In the US, this time, polls were good and reliable. We are due for cohabitation / gridlock over next two years. In principle it would spell low odds of significant changes in economic policy, which should remain supportive, but gradually less so. The good news is that overheating and a confidence crisis, linked to difficulties to refinance the budget, are less likely than if Republicans had won.

When it comes to foreign policy, it is hard to draw new conclusions from mid-term elections. Foreign policy re-mains in the realm of the President. It might well turn out that Trump could reduce pressure on China with tariffs and postpone the inevitable confrontation for a few quarters. Indeed, it would a) avoid US consumers / firms paying the brunt, hence protect growth b) reduce imported inflation, hence tame the Fed. Late 2019 / early 2020 would be more appropriate to galvanize electors ahead of the Presidential elections.


World economy decelerates

Expansion slowed from a peak of about 5.0% last year, to about 3.0% now. The decline essentially happened in the last couple of months. According to the latest nowcasts, the current cruise speed of China is of 5.0%+, Europe 1.0%+, US 3.5%, Japan 0.5%+. In Europe, idiosyncratic events, like change in carbon emission regulation (Germany) or populist government (Italy) dampened confidence.


US expansion: Peak Trump?

Over the last two years, the US economy experienced a sustained period of above trend growth (i.e. about 2.3 – 2.4% according to consensus). The fiscal reform played an important role, in 2018, to achieve this outstanding growth rate for such a very large and mature country. In the same vein, the latest data were very good indeed. Unsustainably so. Indeed, according to both agnostic (¨mechanical¨) and to factor-based models (including assumptions), the US expansion is expected to significantly decelerate in 2019. The future pace of growth for 2019 should probably decelerate to a range of 2.0 to 2.5%.

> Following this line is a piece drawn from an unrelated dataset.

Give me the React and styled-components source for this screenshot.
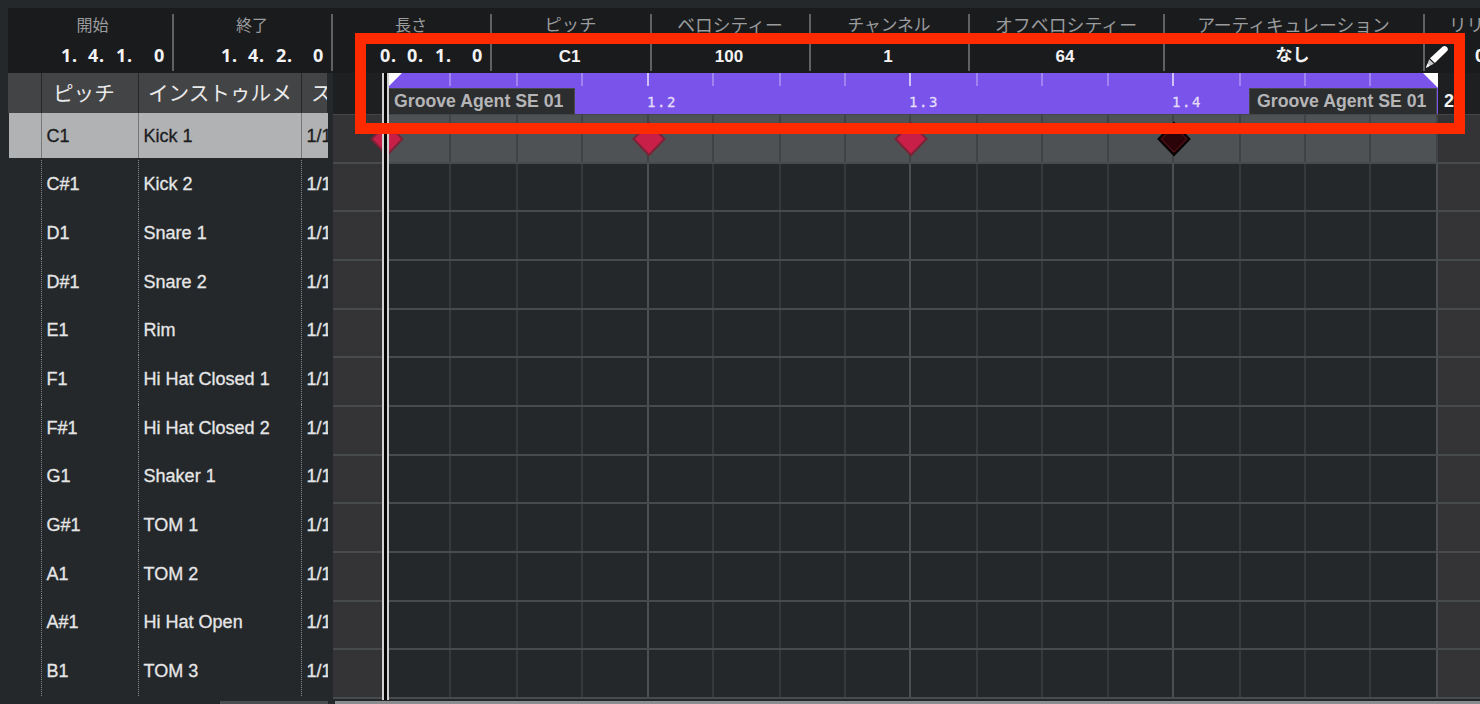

US economy can’t operate above its long-term potential ad infinitum. Even more so, with a federal budget deficit setting to rise from 4.5% in 2018 to above 7.0% in 2020. Courtesy of gridlock due to mid-term elections, fiscal changes will only be minor from that base, in spite of Trump’s opposite will.

For sure, US economy is in a late cycle phase. Hence, the odds of a very significant slowdown are by definition on the rise. Fortunately, we don’t observe the usual suspects – domestic imbalances – that precede recessions, like excessive wage growth (over 4.0%), housing bubble, over-investment, or over-consumption, etc. Risks are rather coming from potential exogenous shocks, say an outright trade war with China, or a sharp deterioration in financial conditions. Q4 and the aftermath of the mid-term elections will be key. A growth recession / mid-cycle slowdown would occur by mid-2019 if a) tariffs are imposed to all Chinese imports, b) a confidence crisis unfolds, linked to Fed independence or to uncontrollable deficit.

A US recession in H1 2019 is extremely unlikely, but a significant slowdown is in the cards.

Next year, growth will reach 2.0%+, assuming no new tax reduction and no major infrastructure plan.


China: painful now… But expect much more macro-easing (medium-term)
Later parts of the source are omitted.